AC Running But Not Cooling? 5 Checks Before You Call HVAC
Your AC is humming along but the house is getting hotter. Before you call an HVAC technician — who charges $150–$250 just to show up plus parts — run through these five checks. They fix about 80% of "not cooling" problems and cost nothing or nearly nothing. Do them in order.
Check #1: The air filter (40% of cases)
A clogged filter restricts airflow across the evaporator coil, which makes the coil ice over, which stops all cooling. Filters should be changed every 1–3 months. If you can't remember the last time you changed yours, this is almost certainly your problem.
- Find the filter — usually in the return air grille or inside the air handler. Slide the old one out.
- Note the size printed on the frame (e.g., 16×25×1). Get a matching MERV 8–11 filter from Amazon or Home Depot — they're $5–$15 each.

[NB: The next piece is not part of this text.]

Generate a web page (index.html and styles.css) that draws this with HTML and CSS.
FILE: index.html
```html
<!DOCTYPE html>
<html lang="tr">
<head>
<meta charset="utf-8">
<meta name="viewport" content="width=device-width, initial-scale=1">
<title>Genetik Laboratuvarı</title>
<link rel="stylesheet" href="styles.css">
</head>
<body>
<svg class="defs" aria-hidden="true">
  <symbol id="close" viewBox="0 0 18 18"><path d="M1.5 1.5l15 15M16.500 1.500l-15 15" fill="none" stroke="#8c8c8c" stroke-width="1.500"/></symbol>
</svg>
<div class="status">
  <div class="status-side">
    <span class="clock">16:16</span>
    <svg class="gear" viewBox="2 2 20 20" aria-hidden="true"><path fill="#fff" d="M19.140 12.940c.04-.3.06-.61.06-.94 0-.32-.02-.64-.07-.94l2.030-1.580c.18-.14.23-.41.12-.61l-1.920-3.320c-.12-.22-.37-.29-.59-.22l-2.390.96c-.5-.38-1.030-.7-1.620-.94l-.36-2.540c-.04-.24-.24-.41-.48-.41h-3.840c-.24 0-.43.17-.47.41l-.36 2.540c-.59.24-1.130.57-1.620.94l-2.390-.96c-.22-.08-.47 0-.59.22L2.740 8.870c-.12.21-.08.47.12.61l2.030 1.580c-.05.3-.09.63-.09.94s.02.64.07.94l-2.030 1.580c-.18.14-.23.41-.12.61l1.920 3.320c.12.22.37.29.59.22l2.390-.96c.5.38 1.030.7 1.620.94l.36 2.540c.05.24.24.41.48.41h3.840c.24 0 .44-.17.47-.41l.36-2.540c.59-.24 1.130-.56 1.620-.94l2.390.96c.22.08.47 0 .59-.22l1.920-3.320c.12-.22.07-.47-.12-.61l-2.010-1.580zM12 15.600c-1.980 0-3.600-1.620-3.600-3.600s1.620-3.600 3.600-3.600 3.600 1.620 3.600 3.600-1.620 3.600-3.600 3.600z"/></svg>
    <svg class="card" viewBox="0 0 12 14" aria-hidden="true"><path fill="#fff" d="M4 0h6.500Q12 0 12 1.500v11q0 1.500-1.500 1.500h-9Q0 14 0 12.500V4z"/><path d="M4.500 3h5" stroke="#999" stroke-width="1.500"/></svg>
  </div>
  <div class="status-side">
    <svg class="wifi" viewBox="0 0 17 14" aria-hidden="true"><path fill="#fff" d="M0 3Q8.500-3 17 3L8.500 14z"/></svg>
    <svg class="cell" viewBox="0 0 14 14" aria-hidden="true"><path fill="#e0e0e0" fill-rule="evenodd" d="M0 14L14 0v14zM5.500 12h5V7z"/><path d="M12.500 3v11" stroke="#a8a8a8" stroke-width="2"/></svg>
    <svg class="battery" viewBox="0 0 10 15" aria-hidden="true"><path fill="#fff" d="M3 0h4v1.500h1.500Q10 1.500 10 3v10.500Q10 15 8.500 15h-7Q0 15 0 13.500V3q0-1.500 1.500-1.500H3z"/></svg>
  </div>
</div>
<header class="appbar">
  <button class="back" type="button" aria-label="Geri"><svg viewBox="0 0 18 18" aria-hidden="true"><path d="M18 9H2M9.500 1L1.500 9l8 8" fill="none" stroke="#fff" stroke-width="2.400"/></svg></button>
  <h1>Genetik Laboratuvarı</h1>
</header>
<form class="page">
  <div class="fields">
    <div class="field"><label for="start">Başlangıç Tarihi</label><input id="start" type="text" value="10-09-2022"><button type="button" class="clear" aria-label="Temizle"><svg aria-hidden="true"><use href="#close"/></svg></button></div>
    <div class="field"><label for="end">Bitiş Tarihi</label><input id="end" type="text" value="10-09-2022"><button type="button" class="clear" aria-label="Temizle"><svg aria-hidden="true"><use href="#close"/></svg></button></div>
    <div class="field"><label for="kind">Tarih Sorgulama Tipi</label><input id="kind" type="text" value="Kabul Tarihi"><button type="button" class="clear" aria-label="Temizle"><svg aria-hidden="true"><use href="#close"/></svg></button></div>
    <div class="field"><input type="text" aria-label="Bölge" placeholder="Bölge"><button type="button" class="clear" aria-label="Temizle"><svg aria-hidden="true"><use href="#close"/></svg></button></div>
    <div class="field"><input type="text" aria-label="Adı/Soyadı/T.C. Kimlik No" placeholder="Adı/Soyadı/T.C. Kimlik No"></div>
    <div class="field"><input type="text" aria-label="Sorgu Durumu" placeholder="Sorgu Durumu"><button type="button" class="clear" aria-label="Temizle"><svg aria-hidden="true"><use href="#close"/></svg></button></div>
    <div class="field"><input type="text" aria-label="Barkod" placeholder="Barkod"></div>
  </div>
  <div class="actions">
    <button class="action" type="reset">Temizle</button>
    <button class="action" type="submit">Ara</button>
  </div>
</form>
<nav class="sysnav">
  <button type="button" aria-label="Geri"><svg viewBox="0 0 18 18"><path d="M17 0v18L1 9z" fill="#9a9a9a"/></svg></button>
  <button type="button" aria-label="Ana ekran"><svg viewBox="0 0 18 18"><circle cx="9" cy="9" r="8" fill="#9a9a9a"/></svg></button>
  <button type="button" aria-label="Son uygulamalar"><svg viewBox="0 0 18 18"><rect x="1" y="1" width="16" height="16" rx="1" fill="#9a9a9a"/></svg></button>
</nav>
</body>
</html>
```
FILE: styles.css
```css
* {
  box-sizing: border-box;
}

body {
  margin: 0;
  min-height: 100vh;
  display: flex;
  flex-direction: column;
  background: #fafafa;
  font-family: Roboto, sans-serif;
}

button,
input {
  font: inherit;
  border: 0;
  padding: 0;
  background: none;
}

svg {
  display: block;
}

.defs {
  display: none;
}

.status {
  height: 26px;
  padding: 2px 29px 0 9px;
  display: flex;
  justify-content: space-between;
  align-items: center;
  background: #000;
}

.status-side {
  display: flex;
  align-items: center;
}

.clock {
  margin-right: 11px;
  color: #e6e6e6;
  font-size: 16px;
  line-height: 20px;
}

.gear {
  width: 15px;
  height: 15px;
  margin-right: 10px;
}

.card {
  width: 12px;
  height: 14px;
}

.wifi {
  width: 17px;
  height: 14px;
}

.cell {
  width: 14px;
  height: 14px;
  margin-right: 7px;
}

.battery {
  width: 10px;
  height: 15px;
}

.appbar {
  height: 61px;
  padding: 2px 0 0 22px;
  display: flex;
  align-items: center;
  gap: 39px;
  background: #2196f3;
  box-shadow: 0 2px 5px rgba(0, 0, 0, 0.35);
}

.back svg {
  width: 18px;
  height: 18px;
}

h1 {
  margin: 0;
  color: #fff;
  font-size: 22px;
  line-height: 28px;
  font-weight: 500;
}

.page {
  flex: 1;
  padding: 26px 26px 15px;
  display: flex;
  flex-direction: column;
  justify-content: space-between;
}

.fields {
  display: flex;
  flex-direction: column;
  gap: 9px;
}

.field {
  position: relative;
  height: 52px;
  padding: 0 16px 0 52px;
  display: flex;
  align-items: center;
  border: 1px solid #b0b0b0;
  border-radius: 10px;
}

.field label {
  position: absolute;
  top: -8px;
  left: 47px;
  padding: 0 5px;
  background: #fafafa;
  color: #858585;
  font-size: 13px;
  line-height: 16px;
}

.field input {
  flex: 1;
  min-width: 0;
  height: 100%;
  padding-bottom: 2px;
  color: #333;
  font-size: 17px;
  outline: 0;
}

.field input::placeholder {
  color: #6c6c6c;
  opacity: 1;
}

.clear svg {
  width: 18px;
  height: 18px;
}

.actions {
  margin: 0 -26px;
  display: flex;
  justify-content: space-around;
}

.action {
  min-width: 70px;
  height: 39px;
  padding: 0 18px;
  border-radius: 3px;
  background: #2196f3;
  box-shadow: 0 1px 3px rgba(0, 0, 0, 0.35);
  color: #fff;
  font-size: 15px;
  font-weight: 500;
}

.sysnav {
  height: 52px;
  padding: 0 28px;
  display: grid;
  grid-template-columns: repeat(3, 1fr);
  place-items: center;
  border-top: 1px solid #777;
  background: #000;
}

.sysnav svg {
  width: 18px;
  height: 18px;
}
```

- Slide new filter in with the arrow pointing toward the unit.
- If the old filter was gray or covered in dust, run the AC for 20 minutes and check if cooling is restored.
Check #2: Iced coils (20% of cases)
If you skipped filter changes for a while, or if airflow was otherwise restricted, the evaporator coil inside your air handler freezes into a block of ice. At that point, the AC will blow warm air even though the compressor is running.
- Turn the AC off entirely at the thermostat. Don't just switch to fan.
- Switch the fan to ON to circulate indoor air and help thaw.
- Wait at least 4 hours (overnight is safer).
- Change the filter while you're waiting.
- Turn AC back on. If it blows cold, you're fixed. If it freezes again within a day, you have a refrigerant leak — pro job.
Check #3: Tripped breaker or outdoor disconnect (10% of cases)
Modern homes have two power sources for an AC:
- A double-pole breaker in the main electrical panel.
- A pull-out disconnect switch in a gray box on the outside wall near the condenser.
If the outdoor unit isn't running at all (fan not spinning, no hum), check both. Breakers can trip silently — flip fully off, then on. If it trips again immediately, stop and call HVAC — electrical issue.
Check #4: Dirty outdoor condenser (15% of cases)
The condenser is the big unit outside. Its fins collect grass clippings, leaves, cottonwood fluff, and dirt — which blocks the airflow that dumps heat outside. Without that airflow, the AC can't cool.
- Shut off power at the outdoor disconnect.
- Hose it down from inside out — spray water from inside the unit outward through the fins. A bottom-up angle helps. Don't use a pressure washer; you'll bend the fins.
- Remove any plants or debris within 2 feet of the unit.
- Straighten bent fins with a fin comb if you have one. Otherwise, leave slightly bent ones alone.
- Turn power back on and run for an hour to test.
Check #5: Thermostat settings (5% of cases)
Sometimes the fix is embarrassingly simple:
- Thermostat set to HEAT instead of COOL (happens every spring).
- Fan set to ON instead of AUTO — the fan runs constantly but the AC only kicks in when needed, so warm blown air feels like the AC is broken.
- Dead thermostat batteries — check for a low battery indicator.
- Thermostat set temperature higher than current room temp.
When to call a professional
- Refrigerant issues — smells sweet, ice keeps forming, or you can hear hissing. Only licensed techs can legally handle refrigerant.
- Compressor not kicking on even though the fan runs.
- Electrical burn smell or breaker trips repeatedly.
- AC is over 12 years old and still not cooling after filter + coil check — may be time to replace.
Diagnose before you pay a service call
Upload photos of your filter, air handler, and outdoor unit — our AI flags the most likely issue based on what it sees.
Diagnose my AC free →Frequently asked questions
How often should I change my AC filter?
Every 1–3 months during heavy use. Pets and allergies = monthly. No pets + low use = quarterly. Never stretch past 90 days in summer.
My AC is cooling but the house still feels warm. Why?
Could be undersized system, poor insulation, leaky ducts, or a hot spell beyond design capacity. Check supply registers — are they all blowing cold? If yes, the AC is fine; the house envelope is the issue.
Is it cheaper to repair or replace an old AC?
Under 10 years old: almost always repair. 10–15 years: depends on the repair cost (replace if >50% of new unit price). Over 15 years: replace — modern units are dramatically more efficient.
What's the ideal thermostat setting?
78°F when home, 85°F when away. Every degree lower increases your bill by about 6–8%.